GraphiqueDesign a dit:


> ... Là présentement, je rédige ce post sur ma palourde à l'aide d'Internet Explorer en v.5.1.6 sur MacOS 9.1, relié au réseau par un modem ADSL ethernet ... des fois IE est dans les choux, n'arrivant pas à digérer les CSS et autres subtilités, alors je passe sur Netscape qui lui est un peu plus puissant dans ce domaine.



... donc c'est possible.


----------



## rigolpazavexa (6 Septembre 2008)

Bonjour

Je suppose que tu possèdes ton propre routeur/modem, avec une interface de configuration compatible Os 9,

Par contre, les "box" fournies par les FAI (indispensables pour la téléphonie) ne sont pas forcément compatibles OS 9. Pour ma part, le FAI ne fournit aucun paramètre de réglage, pas même le mot de passe pour gérer l'interface (sauf si on insiste).

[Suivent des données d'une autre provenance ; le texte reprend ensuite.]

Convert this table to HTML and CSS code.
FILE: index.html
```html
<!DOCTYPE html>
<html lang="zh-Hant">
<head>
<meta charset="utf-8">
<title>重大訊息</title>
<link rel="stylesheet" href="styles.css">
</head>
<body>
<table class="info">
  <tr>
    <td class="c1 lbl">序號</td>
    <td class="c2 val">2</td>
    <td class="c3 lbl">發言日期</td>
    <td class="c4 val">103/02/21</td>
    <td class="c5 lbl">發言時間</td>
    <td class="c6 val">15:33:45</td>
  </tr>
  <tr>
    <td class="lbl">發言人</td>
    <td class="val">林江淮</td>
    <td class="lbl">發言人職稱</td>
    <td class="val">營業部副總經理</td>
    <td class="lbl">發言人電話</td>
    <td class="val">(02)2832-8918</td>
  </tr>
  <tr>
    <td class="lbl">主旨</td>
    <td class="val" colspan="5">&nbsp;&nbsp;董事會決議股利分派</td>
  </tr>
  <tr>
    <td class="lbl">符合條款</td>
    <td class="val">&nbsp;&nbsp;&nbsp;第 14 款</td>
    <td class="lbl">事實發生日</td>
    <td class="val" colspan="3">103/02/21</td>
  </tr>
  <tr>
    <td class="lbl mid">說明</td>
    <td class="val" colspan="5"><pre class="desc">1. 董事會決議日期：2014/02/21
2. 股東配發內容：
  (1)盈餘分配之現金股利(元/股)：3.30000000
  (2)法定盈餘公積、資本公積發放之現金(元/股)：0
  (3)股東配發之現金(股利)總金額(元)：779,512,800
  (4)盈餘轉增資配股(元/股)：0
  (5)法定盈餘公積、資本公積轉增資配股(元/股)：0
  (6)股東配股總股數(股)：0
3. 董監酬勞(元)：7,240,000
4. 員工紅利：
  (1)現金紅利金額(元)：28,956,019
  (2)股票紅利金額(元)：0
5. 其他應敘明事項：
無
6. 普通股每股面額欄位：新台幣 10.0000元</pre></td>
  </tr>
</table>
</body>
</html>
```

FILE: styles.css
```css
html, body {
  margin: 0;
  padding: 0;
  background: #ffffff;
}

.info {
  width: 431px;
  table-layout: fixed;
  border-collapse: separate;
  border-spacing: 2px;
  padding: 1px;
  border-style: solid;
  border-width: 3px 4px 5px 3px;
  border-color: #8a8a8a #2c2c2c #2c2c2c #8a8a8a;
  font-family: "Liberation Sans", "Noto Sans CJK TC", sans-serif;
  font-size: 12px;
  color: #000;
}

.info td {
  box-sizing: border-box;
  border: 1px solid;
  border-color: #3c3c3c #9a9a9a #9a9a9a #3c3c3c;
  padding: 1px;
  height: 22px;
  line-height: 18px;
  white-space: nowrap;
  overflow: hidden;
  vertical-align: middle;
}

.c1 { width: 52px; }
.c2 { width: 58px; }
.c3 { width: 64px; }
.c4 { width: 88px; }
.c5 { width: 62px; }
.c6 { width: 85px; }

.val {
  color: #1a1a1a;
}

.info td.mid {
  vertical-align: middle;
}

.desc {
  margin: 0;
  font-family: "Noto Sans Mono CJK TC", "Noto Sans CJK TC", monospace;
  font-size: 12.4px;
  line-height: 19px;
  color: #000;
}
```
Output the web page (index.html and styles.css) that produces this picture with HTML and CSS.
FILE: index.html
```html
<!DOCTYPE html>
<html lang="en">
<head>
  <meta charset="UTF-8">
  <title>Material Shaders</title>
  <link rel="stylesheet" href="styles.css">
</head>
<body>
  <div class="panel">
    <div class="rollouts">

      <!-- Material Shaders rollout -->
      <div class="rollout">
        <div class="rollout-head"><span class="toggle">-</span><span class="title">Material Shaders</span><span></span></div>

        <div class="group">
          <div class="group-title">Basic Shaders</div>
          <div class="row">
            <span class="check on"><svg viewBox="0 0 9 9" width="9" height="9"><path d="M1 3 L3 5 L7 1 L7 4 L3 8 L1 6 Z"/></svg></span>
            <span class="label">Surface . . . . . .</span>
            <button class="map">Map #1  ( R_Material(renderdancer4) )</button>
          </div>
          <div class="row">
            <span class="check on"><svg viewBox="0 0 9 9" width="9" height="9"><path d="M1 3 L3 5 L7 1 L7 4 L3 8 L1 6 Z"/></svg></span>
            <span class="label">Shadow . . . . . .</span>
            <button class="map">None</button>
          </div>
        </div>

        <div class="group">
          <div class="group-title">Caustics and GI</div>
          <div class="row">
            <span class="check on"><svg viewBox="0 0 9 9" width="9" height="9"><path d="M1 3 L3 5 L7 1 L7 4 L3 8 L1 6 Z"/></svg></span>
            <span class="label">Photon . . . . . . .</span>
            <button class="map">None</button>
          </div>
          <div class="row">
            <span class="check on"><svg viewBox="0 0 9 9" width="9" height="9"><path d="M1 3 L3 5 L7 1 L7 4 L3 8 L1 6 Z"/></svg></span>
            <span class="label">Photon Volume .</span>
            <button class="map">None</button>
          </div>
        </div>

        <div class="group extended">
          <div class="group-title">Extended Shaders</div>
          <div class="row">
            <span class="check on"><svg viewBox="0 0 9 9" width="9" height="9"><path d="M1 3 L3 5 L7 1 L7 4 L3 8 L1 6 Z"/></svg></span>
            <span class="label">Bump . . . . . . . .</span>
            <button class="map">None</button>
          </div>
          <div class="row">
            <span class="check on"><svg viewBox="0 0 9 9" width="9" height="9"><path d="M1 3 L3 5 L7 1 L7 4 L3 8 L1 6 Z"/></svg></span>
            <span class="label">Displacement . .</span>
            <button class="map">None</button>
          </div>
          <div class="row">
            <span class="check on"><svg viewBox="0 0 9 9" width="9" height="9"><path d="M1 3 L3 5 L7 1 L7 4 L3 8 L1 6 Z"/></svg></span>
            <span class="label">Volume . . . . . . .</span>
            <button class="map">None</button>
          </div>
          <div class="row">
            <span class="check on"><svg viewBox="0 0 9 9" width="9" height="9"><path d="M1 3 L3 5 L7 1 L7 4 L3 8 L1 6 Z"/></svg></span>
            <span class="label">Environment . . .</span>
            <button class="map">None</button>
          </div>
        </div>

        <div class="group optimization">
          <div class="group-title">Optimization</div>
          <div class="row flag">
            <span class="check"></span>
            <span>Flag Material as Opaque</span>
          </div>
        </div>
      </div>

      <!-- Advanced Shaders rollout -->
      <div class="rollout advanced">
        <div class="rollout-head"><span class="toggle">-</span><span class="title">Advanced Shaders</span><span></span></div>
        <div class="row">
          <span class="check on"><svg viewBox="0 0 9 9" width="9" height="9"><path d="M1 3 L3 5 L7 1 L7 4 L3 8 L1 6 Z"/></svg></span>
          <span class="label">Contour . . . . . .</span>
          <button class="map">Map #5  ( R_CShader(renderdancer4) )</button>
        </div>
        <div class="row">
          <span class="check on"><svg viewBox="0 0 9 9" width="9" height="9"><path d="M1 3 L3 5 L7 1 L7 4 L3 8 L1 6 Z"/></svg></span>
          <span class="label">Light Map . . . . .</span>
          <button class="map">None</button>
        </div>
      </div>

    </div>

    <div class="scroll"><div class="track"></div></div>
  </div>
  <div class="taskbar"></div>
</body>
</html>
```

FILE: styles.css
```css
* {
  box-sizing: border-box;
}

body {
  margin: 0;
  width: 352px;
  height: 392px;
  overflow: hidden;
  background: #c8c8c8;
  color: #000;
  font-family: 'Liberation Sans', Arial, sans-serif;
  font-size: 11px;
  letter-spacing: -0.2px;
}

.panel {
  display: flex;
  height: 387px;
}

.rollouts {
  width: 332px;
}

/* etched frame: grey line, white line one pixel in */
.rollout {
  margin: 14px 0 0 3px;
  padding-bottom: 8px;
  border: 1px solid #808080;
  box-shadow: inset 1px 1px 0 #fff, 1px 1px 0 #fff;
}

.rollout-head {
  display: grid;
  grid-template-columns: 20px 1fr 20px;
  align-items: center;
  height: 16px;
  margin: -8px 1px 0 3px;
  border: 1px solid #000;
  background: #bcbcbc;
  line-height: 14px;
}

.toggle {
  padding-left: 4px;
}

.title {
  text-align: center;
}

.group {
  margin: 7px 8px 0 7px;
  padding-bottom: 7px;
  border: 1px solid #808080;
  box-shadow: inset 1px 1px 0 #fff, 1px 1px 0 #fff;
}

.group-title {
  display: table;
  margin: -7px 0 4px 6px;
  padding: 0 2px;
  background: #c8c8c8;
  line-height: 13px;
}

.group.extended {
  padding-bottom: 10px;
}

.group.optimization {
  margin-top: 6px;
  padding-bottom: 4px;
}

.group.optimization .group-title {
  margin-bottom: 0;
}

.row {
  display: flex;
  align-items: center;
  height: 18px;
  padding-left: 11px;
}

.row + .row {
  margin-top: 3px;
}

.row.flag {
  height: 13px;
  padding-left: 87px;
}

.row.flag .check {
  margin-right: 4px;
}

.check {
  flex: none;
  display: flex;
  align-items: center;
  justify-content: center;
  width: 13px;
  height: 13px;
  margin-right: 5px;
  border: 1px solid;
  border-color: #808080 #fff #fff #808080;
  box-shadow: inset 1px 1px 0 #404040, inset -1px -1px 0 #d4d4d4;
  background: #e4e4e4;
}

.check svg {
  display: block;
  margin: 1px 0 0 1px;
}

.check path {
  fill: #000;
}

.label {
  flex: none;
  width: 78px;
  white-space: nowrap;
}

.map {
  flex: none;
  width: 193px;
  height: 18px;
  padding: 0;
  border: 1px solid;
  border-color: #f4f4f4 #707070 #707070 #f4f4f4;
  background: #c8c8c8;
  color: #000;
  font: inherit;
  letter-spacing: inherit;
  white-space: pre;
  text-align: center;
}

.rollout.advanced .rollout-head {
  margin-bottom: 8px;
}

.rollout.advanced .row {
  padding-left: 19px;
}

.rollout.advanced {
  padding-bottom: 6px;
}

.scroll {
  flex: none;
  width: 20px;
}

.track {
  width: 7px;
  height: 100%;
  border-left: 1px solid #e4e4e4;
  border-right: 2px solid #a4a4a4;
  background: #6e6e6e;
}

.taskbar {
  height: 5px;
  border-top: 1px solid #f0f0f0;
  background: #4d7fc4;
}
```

Et pour une raison simple, valable pour la majorité des abonnés : avec le seul n° de série du modem/routeur, la mise en service et les paramétrages sont effectués à distance par le FAI. A ma grande surprise, je n'ai pas même eu besoin d'effectuer de réglage réseau (connexion éthernet).

Donc, pour répondre à *shay*, je ne vois guère comme solution que l'achat d'un modem/routeur, et à la condition de pouvoir obtenir du FAI les paramètres de connexion. Toutefois, je ne connais pas tous les FAI, et l'un d'eux, peut-être, loue une "box" compatible OS 9. Cela sera valable pour le courrier. Quant à la navigation, ce sera à l'aveugle. Bonne pour certains sites, impossibles pour d'autres.
Cordialement
JM




GraphiqueDesign a dit:


> ... non, ce qui peut avoir évolué, c'est d'une part les programmes de réglage automatique de connexion sur CD (comme AOL à l'époque), ou encore les tutoriels sur comment paramétrer soi-même sa connexion ... là effectivement, ils ne vont aujourd'hui plus expliquer comment faire avec OS9. Mais je ne vois pas ce qui pourrait empêcher de se connecter en MacOS9 avec un modem ethernet !!! J'en reviens à mon iBook palourde (qui a bien 10 ans aujourd'hui), où que j'aille, je me connecte, soit en Wifi avec la carte Airport, soit en me branchant sur un modem ethernet (jamais rencontré un modèle avec lequel ça n'a pas marché), soit au pire avec le modem interne en RTC ... là où tu peux éventuellement avoir raison, c'est concernant les modems USB avec des éventuels problèmes de drivers non disponibles pour un tel OS.


----------



## GraphiqueDesign (6 Septembre 2008)

rigolpazavexa a dit:


> Je suppose que tu possèdes ton propre routeur/modem, avec une interface de configuration compatible Os 9,



... Bon, j'ai un simple modem SpeedTouch MultiUser Gateway relié à la palourde par ethernet, y a eu un truc de callibré dans le modem à l'aide d'une interface accessible par le navigateur à l'installation et depuis ça roule. Par contre, lors de mon dernier passage en France, j'ai été quelques jours chez un ami qui est lui, relié à Orange, donc avec le modem (pas la box) Orange. Il a suffit que je relie ma palourde à son modem (ethernet) et c'est passé tout seul, sans rien à régler d'autre.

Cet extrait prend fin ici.